Some disdain the appearance of the Islamic headscarf in public institutions, something banned since the foundation of secular Turkey nine decades ago. Revellers complained tighter alcohol restrictions meant there was little other than drinking yoghurt or soda on offer at a recent Madonna concert in Istanbul, seeing it as another sign of diminishing freedoms.
But in the bars, restaurants and clubs of the historic Beyoglu district there are few such signs. Thousands of tourists and locals party into the small hours, spilling out into the narrow back streets to a soundtrack of thumping dance music.
Mayor Akyurek's conservative Konya can seem a world away.

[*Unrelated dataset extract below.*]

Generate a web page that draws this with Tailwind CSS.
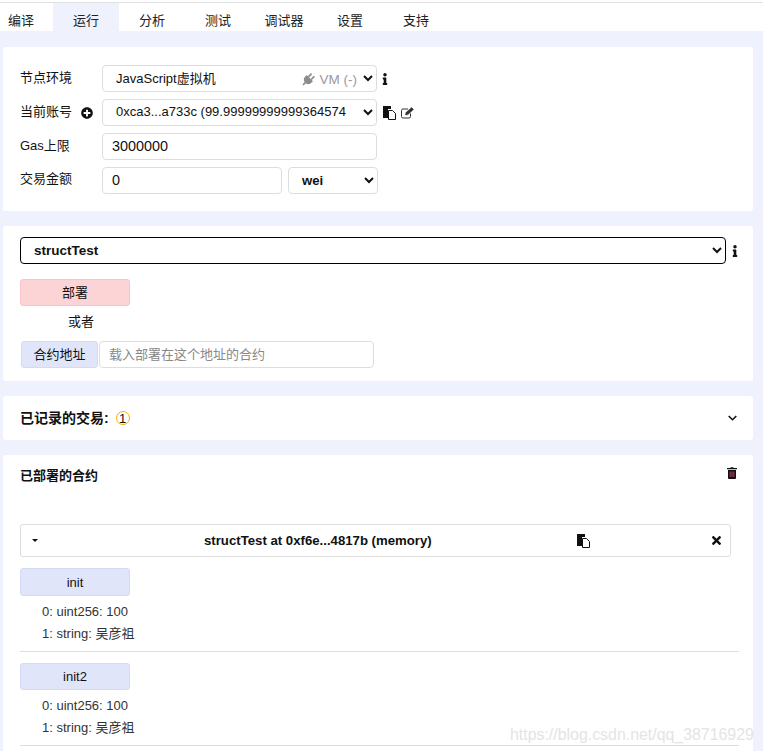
<!DOCTYPE html>
<html lang="zh-CN">

<head>
    <meta charset="UTF-8">
    <meta name="viewport" content="width=device-width, initial-scale=1.0">
    <title>Remix 运行</title>
    <script src="https://cdn.jsdelivr.net/npm/@tailwindcss/browser@4"></script>
</head>

<body class="bg-white text-[13px] text-[#111] font-['Liberation_Sans','Noto_Sans_CJK_SC',sans-serif]">
    <div class="relative h-[751px] overflow-hidden">
        <!-- Tabs -->
        <div class="h-[3px] border-b border-[#e0e0e0]"></div>
        <nav class="flex h-[28px] items-center text-[13px] text-[#222]">
            <a class="w-[53px] h-full pl-2 pt-[8px]">编译</a>
            <a class="w-[66px] h-full pt-[8px] text-center bg-[#eff1fd]">运行</a>
            <a class="w-[66px] h-full pt-[8px] text-center">分析</a>
            <a class="w-[66px] h-full pt-[8px] text-center">测试</a>
            <a class="w-[66px] h-full pt-[8px] text-center">调试器</a>
            <a class="w-[66px] h-full pt-[8px] text-center">设置</a>
            <a class="w-[66px] h-full pt-[8px] text-center">支持</a>
        </nav>

        <main class="bg-[#eff1fd] pl-[3px] pr-[10px] pt-[16px] flex flex-col gap-[15px] h-[720px]">
            <!-- Environment -->
            <section class="bg-white rounded-[3px] h-[164px] pl-[17px] pt-[18px] flex flex-col gap-[7px]">
                <div class="flex items-center h-[27px]">
                    <label class="w-[82px] pb-[2px]">节点环境</label>
                    <div class="relative">
                        <select class="w-[275px] h-[27px] pl-[9px] bg-white border border-[#ddd] rounded-[4px] text-[13px]">
                            <option>JavaScript虚拟机</option>
                        </select>
                        <div class="absolute right-[20px] top-[5px] flex items-center gap-[5px] text-[13.5px] text-[#9a9a9a]">
                            <svg class="w-[14px] h-[14px]" viewBox="0 0 16 16" fill="#8c8c8c"><g transform="rotate(45 8 8)"><rect x="4.800" y="0" width="2" height="5"/><rect x="9.200" y="0" width="2" height="5"/><path d="M3 5h10v2.500a5 5 0 0 1-4 4.900V16H7v-3.600a5 5 0 0 1-4-4.900z"/></g></svg>
                            <span>VM (-)</span>
                        </div>
                    </div>
                    <svg class="ml-[5px] w-[6px] h-[12px]" viewBox="0 0 192 512" fill="#111"><path d="M20 424.229h20V279.771H20c-11.046 0-20-8.954-20-20V212c0-11.046 8.954-20 20-20h112c11.046 0 20 8.954 20 20v212.229h20c11.046 0 20 8.954 20 20V492c0 11.046-8.954 20-20 20H20c-11.046 0-20-8.954-20-20v-47.771c0-11.046 8.954-20 20-20zM96 0C56.235 0 24 32.235 24 72s32.235 72 72 72 72-32.235 72-72S135.764 0 96 0z"/></svg>
                </div>
                <div class="flex items-center h-[27px]">
                    <label class="w-[61px] pb-[2px]">当前账号</label>
                    <svg class="w-[12px] h-[12px] mr-[9px]" viewBox="0 0 512 512" fill="#111"><path d="M256 8C119 8 8 119 8 256s111 248 248 248 248-111 248-248S393 8 256 8zm144 276c0 6.6-5.4 12-12 12h-92v92c0 6.600-5.400 12-12 12h-56c-6.600 0-12-5.400-12-12v-92h-92c-6.600 0-12-5.400-12-12v-56c0-6.600 5.400-12 12-12h92v-92c0-6.600 5.400-12 12-12h56c6.600 0 12 5.400 12 12v92h92c6.600 0 12 5.400 12 12v56z"/></svg>
                    <select class="w-[275px] h-[27px] pl-[9px] pb-[2px] bg-white border border-[#ddd] rounded-[4px] text-[13px]">
                        <option>0xca3...a733c (99.99999999999364574</option>
                    </select>
                    <svg class="ml-[6px] w-[13px] h-[14px]" viewBox="0 0 13 14"><path d="M0 0h8v3H5v9H0z" fill="#111"/><path d="M5.500 4.500h4l3 3v6h-7z" fill="#fff" stroke="#111"/></svg>
                    <svg class="ml-[5px] w-[13px] h-[12px]" viewBox="0 0 13 12" fill="none" stroke="#333"><path d="M9.500 6.500v3a1.500 1.500 0 0 1-1.500 1.500H2A1.500 1.500 0 0 1 .5 9.500V3.500A1.500 1.500 0 0 1 2 2h5"/><path d="M4.500 8 5 5.500 10.500.5l2 2L7 7.500z" fill="#333" stroke-width=".5"/></svg>
                </div>
                <div class="flex items-center h-[27px]">
                    <label class="w-[82px] pb-[2px]">Gas上限</label>
                    <input value="3000000" class="w-[275px] h-[27px] px-[9px] pb-[2px] border border-[#ddd] rounded-[4px] text-[14.4px]">
                </div>
                <div class="flex items-center h-[27px]">
                    <label class="w-[82px] pb-[3px]">交易金额</label>
                    <input value="0" class="w-[180px] h-[27px] px-[9px] pb-[2px] border border-[#ddd] rounded-[4px] text-[14.4px]">
                    <select class="ml-[6px] w-[90px] h-[27px] pl-[9px] bg-white border border-[#ddd] rounded-[4px] text-[13.2px] font-bold">
                        <option>wei</option>
                    </select>
                </div>
            </section>

            <!-- Contract select / deploy -->
            <section class="bg-white rounded-[3px] h-[155px] pl-[17px] pt-[11px]">
                <div class="flex items-center">
                    <select class="w-[706px] h-[27px] pl-[9px] bg-white border border-black rounded-[4px] text-[13.5px] font-bold">
                        <option>structTest</option>
                    </select>
                    <svg class="ml-[6px] w-[6px] h-[12px]" viewBox="0 0 192 512" fill="#111"><path d="M20 424.229h20V279.771H20c-11.046 0-20-8.954-20-20V212c0-11.046 8.954-20 20-20h112c11.046 0 20 8.954 20 20v212.229h20c11.046 0 20 8.954 20 20V492c0 11.046-8.954 20-20 20H20c-11.046 0-20-8.954-20-20v-47.771c0-11.046 8.954-20 20-20zM96 0C56.235 0 24 32.235 24 72s32.235 72 72 72 72-32.235 72-72S135.764 0 96 0z"/></svg>
                </div>
                <button class="block mt-[15px] w-[110px] h-[27px] pt-[1px] bg-[#fdd4d6] border border-[#fbc3c6] rounded-[3px]">部署</button>
                <div class="w-[122px] text-center mt-[7px] leading-[18px]">或者</div>
                <div class="flex items-center mt-[10px] ml-[1px]">
                    <button class="w-[77px] h-[27px] bg-[#e0e5f9] border border-[#d3daf5] rounded-[3px]">合约地址</button>
                    <input placeholder="载入部署在这个地址的合约" class="ml-[1px] w-[275px] h-[27px] px-[9px] border border-[#ddd] rounded-[4px] text-[13px] placeholder:text-[#888]">
                </div>
            </section>

            <!-- Transactions -->
            <section class="bg-white rounded-[3px] h-[44px] pl-[17px] pr-[17px] flex items-center justify-between">
                <div class="flex items-center gap-[7px]">
                    <b class="text-[14px]">已记录的交易:</b>
                    <span class="w-[14px] h-[14px] rounded-full border border-[#f5b000] flex items-center justify-center text-[13px] leading-none">1</span>
                </div>
                <svg class="w-[9px] h-[6px] mr-[-1px]" viewBox="0 0 9 6" fill="none" stroke="#111" stroke-width="1.600"><path d="M.7 1 4.500 4.700 8.300 1"/></svg>
            </section>

            <!-- Deployed contracts -->
            <section class="bg-white rounded-t-[3px] flex-1 pl-[17px] pr-[14px] pt-[13px]">
                <div class="flex justify-between items-start h-[56px]">
                    <b class="mt-[-2px]">已部署的合约</b>
                    <svg class="w-[10px] h-[12px] mr-[2px] mt-[-1px]" viewBox="0 0 10 12"><path d="M3.500 1V.3h3V1H10v1.300H0V1z" fill="#111"/><path d="M1 3h8v8a1 1 0 0 1-1 1H2a1 1 0 0 1-1-1z" fill="#111"/><path d="M3.200 4.500v5.500M5 4.500v5.500M6.800 4.500v5.500" stroke="#e8457f" stroke-width=".8"/></svg>
                </div>
                <div class="w-[711px] h-[33px] border border-[#ddd] rounded-[3px] flex items-center relative">
                    <span class="ml-[11px] w-0 h-0 border-x-[3px] border-x-transparent border-t-[3px] border-t-[#111]"></span>
                    <b class="ml-[166px] text-[13.2px]">structTest at 0xf6e...4817b (memory)</b>
                    <svg class="ml-[145px] w-[13px] h-[14px]" viewBox="0 0 13 14"><path d="M0 0h8v3H5v9H0z" fill="#111"/><path d="M5.500 4.500h4l3 3v6h-7z" fill="#fff" stroke="#111"/></svg>
                    <svg class="ml-[122px] w-[9px] h-[13px]" viewBox="0 0 352 512" fill="#111"><path d="M242.720 256l100.070-100.070c12.280-12.280 12.280-32.190 0-44.480l-22.240-22.240c-12.280-12.280-32.190-12.280-44.480 0L176 189.280 75.930 89.210c-12.280-12.280-32.190-12.280-44.480 0L9.210 111.450c-12.280 12.280-12.280 32.190 0 44.480L109.280 256 9.210 356.070c-12.280 12.280-12.280 32.190 0 44.480l22.240 22.240c12.280 12.280 32.200 12.280 44.480 0L176 322.720l100.070 100.070c12.280 12.280 32.200 12.280 44.480 0l22.240-22.240c12.280-12.280 12.280-32.190 0-44.480L242.720 256z"/></svg>
                </div>

                <button class="block mt-[11px] w-[110px] h-[28px] pt-[1px] bg-[#e0e5f9] border border-[#d3daf5] rounded-[3px]">init</button>
                <div class="pl-[22px] pt-[5px] text-[#333] leading-[22px]">
                    <div>0: uint256: 100</div>
                    <div>1: string: 吴彦祖</div>
                </div>
                <hr class="mt-[6px] border-[#ddd]">

                <button class="block mt-[11px] w-[110px] h-[27px] pt-[1px] bg-[#e0e5f9] border border-[#d3daf5] rounded-[3px]">init2</button>
                <div class="pl-[22px] pt-[5px] text-[#333] leading-[22px]">
                    <div>0: uint256: 100</div>
                    <div>1: string: 吴彦祖</div>
                </div>
                <hr class="mt-[6px] border-[#ddd]">
            </section>
        </main>

        <!-- CSDN watermark -->
        <div class="absolute left-[510px] top-[723px] text-[15.9px] text-[#e4e4e4] whitespace-nowrap">https://blog.csdn.net/qq_38716929</div>
    </div>
</body>

</html>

Here, few restaurants serve alcohol, the Islamic headscarf is more in evidence, and the tourists are descending on the tomb of Rumi, a widely-read 13th century Sufi mystic who founded the order of the Whirling Dervishes.
Konya is one of the "Anatolian Tigers", cities whose industries and small businesses have thrived over the past decade of AK Party rule and whose electorate can be counted on to deliver solid support for the status quo.
There is little fear of creeping conservatism here. Talk of an AK Islamist agenda is rarely heard and eyes, rather than turning inward, look to export markets beyond Anatolia, in the Middle East and Europe.
"Turkey, like Konya, is devoted to its traditions but also open to the rest of the world," said Akyurek, who won a second term in 2009 with one of the highest majorities ever recorded in a Turkish local election.